When flexibility is discussed its often done so with location flexibility in mind, i.e. where you work. However, flexible working can span a range of different mediums, including time flexibility. Wave looked at industries advertising part-time jobs and those advertising contract jobs. Education dominated both categories but particularly part-time jobs, accounting for 48% of all part-time jobs advertised. A growing number of teaching staff and those in administrative roles in educational settings now job share, which is helping to fill vacancies in an industry dogged with skills shortages. Education also advertised 30% of all contract jobs, likely due to demand for high number of substitute teachers and educational consultants. Its also a cost-effective solution for an industry facing mounting budgetary pressures.

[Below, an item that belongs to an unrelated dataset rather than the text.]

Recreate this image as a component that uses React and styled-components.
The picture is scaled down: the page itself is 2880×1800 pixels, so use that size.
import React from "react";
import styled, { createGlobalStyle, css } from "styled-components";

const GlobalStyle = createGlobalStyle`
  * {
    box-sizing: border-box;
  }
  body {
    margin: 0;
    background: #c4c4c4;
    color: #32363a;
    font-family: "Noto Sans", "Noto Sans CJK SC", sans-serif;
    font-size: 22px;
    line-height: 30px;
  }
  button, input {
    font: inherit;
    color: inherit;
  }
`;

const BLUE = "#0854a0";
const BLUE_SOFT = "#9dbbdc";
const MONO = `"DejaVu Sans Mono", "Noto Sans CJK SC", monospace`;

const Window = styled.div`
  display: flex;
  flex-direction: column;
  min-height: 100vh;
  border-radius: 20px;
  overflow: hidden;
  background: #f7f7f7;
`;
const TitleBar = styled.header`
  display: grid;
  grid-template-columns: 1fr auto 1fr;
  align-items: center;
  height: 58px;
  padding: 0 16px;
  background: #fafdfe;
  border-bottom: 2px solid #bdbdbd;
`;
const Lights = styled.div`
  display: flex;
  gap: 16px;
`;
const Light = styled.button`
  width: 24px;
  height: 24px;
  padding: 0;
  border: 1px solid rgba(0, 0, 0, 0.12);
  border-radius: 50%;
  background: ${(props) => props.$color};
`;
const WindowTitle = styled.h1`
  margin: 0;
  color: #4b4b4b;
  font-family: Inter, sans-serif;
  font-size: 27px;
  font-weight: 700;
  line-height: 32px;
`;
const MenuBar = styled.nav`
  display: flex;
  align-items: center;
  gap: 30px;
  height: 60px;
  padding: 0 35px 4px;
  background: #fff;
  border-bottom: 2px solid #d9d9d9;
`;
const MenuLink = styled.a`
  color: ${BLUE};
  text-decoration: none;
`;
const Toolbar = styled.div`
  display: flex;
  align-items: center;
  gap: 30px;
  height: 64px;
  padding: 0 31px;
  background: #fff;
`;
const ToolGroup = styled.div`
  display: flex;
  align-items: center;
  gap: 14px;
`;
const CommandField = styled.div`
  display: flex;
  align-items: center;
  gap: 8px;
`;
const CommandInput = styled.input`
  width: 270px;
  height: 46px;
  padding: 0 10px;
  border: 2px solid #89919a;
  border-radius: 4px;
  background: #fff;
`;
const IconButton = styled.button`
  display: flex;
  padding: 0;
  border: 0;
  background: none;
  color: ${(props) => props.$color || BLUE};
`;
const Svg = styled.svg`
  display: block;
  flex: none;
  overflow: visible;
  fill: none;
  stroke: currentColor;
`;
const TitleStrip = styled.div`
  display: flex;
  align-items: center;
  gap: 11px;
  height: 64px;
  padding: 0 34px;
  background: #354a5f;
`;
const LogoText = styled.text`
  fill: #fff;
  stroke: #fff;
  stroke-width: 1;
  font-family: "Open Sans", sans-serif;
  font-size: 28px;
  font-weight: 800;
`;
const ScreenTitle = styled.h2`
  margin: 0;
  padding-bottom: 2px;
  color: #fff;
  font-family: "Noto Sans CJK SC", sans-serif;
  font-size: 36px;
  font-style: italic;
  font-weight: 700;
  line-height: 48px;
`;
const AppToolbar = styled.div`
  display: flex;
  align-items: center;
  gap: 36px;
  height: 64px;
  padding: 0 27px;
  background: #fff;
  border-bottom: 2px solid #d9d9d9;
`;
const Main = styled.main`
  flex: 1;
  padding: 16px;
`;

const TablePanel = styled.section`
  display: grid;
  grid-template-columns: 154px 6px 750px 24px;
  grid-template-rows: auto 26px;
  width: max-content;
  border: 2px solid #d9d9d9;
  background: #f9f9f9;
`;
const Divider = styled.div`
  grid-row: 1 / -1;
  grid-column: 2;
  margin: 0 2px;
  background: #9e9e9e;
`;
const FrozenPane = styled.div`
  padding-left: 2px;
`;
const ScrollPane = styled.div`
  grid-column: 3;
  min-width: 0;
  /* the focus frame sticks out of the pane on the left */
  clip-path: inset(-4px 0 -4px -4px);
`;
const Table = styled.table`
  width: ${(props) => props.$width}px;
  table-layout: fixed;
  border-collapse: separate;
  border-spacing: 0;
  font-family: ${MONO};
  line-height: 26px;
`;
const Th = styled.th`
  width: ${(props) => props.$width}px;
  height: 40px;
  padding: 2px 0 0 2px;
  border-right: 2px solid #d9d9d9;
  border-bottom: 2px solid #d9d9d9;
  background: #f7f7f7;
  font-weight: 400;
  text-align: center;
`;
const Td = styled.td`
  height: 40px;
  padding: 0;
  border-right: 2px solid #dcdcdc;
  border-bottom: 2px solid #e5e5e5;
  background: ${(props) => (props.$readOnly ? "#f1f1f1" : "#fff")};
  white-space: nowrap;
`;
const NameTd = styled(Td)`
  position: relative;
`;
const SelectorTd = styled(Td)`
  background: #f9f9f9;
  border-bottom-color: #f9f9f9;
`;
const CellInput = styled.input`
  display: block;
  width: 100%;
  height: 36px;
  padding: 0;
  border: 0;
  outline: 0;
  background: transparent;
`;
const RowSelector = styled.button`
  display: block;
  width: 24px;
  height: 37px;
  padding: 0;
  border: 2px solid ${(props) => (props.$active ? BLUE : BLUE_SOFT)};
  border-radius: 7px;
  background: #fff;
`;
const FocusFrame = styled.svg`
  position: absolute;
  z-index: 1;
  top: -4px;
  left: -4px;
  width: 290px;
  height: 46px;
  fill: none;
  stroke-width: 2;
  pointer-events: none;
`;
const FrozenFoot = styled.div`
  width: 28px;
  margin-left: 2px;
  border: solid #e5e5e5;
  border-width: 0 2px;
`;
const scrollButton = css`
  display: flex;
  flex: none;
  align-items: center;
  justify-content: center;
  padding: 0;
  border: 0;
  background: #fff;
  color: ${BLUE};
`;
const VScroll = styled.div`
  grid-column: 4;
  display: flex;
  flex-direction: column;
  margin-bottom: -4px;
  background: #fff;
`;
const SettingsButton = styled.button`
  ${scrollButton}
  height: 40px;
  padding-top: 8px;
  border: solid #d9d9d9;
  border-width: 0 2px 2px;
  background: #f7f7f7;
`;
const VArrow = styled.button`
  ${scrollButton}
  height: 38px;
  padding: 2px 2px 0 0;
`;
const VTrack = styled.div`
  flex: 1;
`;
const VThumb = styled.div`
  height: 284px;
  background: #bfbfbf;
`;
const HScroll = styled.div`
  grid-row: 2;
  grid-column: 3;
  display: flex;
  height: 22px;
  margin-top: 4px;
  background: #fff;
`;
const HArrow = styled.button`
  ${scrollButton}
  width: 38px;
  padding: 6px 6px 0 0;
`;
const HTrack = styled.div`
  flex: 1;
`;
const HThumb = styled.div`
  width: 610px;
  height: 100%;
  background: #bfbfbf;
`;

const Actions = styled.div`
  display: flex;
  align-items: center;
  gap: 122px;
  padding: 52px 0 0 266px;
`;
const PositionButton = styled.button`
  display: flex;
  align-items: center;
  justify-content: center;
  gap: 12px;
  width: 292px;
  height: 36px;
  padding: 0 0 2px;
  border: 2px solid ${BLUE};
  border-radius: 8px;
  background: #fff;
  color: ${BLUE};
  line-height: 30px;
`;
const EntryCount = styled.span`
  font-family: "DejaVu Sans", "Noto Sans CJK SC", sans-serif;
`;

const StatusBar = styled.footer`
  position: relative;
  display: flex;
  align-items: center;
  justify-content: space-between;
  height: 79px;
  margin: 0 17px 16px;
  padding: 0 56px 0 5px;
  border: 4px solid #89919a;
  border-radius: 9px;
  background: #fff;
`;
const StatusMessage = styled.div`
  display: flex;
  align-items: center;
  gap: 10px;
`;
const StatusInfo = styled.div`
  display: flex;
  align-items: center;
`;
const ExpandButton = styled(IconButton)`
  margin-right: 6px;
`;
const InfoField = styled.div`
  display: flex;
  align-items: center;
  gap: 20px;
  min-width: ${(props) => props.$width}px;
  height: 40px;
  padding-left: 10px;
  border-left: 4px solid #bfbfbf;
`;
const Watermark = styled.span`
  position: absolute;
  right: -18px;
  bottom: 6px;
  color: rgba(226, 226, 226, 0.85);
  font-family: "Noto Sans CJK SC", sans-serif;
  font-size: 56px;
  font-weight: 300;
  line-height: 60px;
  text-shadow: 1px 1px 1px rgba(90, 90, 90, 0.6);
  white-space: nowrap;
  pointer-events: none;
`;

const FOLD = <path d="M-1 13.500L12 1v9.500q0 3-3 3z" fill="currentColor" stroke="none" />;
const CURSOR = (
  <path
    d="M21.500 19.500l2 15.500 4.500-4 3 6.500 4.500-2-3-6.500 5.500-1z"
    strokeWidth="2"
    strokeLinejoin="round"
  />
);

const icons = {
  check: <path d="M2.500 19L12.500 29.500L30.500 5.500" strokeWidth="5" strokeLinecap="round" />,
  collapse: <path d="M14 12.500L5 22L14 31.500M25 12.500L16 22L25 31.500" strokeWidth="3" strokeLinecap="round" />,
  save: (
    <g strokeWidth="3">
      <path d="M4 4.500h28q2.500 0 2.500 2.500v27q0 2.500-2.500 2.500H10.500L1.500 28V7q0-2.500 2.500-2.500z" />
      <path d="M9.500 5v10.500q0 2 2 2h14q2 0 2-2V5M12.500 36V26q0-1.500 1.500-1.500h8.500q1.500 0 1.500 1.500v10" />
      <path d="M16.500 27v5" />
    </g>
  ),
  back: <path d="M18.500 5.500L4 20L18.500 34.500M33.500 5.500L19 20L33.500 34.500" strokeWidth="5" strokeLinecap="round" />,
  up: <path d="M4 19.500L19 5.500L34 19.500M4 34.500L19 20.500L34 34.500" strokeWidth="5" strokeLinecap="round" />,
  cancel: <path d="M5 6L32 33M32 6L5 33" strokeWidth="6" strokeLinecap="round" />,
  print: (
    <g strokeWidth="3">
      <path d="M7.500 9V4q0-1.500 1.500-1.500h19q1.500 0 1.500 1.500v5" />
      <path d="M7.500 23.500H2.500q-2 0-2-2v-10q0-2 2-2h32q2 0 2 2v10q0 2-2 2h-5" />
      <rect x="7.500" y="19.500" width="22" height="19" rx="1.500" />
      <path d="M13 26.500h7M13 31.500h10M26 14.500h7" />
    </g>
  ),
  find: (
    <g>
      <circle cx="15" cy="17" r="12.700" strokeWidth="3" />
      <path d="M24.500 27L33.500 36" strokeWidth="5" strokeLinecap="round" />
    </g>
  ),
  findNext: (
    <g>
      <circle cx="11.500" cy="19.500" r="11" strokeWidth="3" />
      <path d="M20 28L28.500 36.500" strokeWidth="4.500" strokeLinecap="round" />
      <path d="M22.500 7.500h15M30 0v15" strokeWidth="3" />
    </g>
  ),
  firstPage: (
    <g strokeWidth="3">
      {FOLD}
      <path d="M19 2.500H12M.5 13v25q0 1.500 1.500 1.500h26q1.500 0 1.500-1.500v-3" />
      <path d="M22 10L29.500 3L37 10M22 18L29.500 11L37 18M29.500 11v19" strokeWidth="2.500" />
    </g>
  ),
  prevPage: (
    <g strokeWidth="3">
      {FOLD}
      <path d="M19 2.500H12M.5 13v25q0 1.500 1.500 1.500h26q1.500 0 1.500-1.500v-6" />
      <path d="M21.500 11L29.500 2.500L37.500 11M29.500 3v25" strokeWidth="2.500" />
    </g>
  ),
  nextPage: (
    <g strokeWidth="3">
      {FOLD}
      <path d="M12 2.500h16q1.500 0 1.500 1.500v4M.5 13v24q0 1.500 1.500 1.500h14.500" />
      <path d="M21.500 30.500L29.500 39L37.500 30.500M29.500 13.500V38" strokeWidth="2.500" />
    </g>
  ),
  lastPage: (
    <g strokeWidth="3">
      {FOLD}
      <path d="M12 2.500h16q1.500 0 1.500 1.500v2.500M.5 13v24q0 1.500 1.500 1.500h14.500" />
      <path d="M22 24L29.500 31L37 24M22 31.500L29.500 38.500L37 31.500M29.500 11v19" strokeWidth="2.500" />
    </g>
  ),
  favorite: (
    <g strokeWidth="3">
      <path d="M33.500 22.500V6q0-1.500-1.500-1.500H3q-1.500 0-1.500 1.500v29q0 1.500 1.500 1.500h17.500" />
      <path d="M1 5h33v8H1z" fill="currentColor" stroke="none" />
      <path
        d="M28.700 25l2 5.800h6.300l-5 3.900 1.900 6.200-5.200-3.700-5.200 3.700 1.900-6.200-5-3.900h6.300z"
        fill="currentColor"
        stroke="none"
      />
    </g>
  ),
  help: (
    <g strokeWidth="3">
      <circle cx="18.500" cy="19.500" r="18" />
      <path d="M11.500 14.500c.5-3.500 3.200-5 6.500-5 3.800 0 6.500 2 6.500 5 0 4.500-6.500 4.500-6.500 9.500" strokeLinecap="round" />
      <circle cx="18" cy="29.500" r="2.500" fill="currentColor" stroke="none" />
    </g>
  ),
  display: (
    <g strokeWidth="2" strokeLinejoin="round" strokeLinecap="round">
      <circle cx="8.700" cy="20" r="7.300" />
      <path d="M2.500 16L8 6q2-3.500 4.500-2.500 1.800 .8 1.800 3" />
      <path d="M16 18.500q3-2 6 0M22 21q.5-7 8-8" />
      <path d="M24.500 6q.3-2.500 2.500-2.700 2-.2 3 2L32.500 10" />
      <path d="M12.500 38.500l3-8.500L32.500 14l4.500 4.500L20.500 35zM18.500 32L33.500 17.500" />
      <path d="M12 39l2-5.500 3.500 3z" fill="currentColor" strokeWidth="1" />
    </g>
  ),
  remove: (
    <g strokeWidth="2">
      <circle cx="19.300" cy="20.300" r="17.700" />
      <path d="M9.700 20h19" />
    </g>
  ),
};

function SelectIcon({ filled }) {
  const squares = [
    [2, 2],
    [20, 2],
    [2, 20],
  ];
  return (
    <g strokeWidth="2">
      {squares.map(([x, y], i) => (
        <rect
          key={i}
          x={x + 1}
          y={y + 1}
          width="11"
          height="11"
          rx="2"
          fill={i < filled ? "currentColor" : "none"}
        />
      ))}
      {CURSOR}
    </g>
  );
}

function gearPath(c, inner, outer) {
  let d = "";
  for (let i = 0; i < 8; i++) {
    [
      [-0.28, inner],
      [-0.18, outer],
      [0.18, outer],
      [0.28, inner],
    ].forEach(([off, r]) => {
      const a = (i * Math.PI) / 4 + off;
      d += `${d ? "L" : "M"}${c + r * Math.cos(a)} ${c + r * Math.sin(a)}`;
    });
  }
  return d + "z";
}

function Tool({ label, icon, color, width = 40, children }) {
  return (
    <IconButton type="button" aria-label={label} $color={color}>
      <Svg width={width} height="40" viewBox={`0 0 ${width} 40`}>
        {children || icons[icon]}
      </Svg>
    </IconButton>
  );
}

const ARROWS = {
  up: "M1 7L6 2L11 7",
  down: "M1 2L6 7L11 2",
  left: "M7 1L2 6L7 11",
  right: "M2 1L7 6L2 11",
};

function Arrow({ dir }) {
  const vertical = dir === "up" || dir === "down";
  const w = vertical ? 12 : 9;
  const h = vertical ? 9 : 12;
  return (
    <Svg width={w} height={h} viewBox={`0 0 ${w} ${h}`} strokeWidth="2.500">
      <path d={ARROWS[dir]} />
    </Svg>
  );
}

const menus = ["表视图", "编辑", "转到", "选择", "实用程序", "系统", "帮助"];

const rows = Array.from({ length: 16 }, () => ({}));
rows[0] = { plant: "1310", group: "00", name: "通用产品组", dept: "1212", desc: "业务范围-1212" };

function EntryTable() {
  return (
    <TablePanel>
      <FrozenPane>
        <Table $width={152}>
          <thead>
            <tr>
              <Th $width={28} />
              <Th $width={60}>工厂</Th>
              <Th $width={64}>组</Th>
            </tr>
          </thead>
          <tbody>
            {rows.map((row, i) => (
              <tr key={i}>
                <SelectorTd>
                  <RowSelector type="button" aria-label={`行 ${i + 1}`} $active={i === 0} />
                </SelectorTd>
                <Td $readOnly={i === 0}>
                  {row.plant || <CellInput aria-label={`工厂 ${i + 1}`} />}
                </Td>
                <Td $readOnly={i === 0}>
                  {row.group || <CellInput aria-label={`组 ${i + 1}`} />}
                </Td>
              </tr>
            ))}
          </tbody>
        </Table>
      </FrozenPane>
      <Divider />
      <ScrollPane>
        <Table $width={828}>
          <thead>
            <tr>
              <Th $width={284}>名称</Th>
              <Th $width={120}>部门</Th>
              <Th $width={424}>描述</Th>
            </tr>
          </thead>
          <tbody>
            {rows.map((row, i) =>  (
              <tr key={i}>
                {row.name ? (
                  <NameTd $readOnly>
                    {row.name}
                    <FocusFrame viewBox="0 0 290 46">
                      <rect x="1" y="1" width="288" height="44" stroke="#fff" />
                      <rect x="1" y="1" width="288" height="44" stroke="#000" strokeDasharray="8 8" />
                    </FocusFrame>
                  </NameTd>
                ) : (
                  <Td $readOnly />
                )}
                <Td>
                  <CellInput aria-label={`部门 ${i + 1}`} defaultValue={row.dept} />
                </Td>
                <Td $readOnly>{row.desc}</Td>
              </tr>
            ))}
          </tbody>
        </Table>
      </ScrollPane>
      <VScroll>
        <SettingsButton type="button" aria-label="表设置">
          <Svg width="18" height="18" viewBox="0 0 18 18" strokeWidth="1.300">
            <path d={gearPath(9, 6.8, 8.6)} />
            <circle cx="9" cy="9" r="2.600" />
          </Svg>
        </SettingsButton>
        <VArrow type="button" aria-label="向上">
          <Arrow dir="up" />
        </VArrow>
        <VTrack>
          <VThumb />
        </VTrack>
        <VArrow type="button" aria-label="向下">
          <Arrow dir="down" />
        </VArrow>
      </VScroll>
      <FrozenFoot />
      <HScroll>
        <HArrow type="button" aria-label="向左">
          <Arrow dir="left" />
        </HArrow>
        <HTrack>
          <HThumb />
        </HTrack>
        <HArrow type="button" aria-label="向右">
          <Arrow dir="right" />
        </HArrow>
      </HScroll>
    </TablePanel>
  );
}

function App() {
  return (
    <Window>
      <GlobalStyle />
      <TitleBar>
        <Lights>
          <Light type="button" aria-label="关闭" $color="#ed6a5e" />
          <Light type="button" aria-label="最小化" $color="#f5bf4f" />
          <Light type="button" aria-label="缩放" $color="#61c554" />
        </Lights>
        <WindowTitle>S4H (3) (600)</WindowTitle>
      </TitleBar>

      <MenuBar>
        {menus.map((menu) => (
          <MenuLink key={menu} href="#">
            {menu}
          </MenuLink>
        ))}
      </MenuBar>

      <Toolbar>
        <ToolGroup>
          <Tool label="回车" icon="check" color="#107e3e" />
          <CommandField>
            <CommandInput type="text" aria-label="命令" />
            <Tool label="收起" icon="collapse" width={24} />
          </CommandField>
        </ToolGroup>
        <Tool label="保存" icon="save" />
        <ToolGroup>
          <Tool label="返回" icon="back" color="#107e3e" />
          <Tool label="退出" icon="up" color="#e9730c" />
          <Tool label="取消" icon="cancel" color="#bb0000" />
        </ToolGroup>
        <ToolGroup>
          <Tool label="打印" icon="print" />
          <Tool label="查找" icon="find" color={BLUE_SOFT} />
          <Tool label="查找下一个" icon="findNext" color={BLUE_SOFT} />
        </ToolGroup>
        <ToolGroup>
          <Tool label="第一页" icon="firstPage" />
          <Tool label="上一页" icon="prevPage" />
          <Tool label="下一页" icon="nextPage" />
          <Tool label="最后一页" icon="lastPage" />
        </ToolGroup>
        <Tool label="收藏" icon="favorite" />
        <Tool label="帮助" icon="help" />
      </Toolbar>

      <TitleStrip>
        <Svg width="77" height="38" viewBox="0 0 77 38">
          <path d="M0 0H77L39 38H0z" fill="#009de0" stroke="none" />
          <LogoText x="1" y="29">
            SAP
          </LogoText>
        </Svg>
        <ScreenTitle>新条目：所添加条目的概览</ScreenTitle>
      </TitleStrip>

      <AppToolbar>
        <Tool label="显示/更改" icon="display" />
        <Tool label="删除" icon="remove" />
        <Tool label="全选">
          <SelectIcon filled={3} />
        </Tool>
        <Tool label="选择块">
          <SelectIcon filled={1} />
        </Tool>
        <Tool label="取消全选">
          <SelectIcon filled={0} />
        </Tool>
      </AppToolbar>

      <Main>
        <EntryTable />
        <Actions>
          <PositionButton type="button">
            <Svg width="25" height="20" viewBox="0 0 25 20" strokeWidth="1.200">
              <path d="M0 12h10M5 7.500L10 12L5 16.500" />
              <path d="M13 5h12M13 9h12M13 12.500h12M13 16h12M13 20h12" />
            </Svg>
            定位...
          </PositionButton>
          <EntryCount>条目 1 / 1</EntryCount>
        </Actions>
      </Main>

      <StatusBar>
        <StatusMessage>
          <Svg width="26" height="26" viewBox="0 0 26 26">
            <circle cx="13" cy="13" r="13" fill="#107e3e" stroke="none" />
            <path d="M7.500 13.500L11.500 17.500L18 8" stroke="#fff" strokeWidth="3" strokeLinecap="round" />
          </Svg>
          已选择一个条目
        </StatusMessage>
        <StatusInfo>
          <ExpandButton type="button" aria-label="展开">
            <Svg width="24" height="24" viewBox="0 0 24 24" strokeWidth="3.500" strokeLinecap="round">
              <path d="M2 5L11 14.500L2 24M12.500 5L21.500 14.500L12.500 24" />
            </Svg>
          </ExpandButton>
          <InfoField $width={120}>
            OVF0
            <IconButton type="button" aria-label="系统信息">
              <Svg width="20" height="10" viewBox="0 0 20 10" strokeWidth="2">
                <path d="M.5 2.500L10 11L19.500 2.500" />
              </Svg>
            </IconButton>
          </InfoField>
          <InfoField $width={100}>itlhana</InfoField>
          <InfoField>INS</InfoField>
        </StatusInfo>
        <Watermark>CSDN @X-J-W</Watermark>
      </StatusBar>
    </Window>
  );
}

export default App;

Secretarial, PAs & Admin - an industry that has historically been known for offering part-time roles - advertised the second highest percentage of both part-time and contract jobs. This makes it a great industry for working parents that need more time flexibility and older workers that want to continue working but not full-time. Also advertising a relatively high percentage of part-time jobs is Transport & Logistics, an industry popular with those taking on second jobs, which many people had to do in 2023 thanks to the increasing cost of living.

Flexible working - a huge candidate motivator

Some organisations may be doing a U-turn on flexible working but the reality is that it is a huge draw for candidates. In fact, more than that - withdrawing flexible working options and mandating a return to the office can be a huge motivator to start searching for another job. In a survey of recruiters carried out by Wave, a huge 90% of respondents said that they receive a greater number of applications for jobs with flexible working.

2023 Totaljobs research found flexible working hours to be the most sought after benefit and LinkedIn data has consistently found flexibility to be amongst the top three candidate motivators when looking for a job. A Deloitte survey found that, among respondents who still work remotely at least part-time, 66% would likely leave their current role if mandated to return to the office five days a week. Although there may be more candidates in the market now and the pace of jobs has slowed, there remains a skills mis-match, meaning that attracting the right candidates for your jobs could still be challenging in 2024. Ignoring what a huge percentage of the market wants from a job could be hugely damaging.

An evolving journey

The pandemic was the catalyst for a change to the way we work, the likes of which we hadnt seen since the Industrial Revolution. Were feeling our way through how flexible working works in different industries, across different roles and for different people, and that journey is ongoing. In 2024, there will also be the added impetus of a law that gives employees the legal right to request flexible working from day one on the job. It seems employees and candidates are pushing harder for flexible working while businesses are simultaneously moving in the other direction, away from truly flexible working. There is clearly a huge disconnect here and it will be interesting to see how this plays out in 2024. What is certain is that the journey is not yet over and that flexible working will continue to evolve through 2024 and beyond.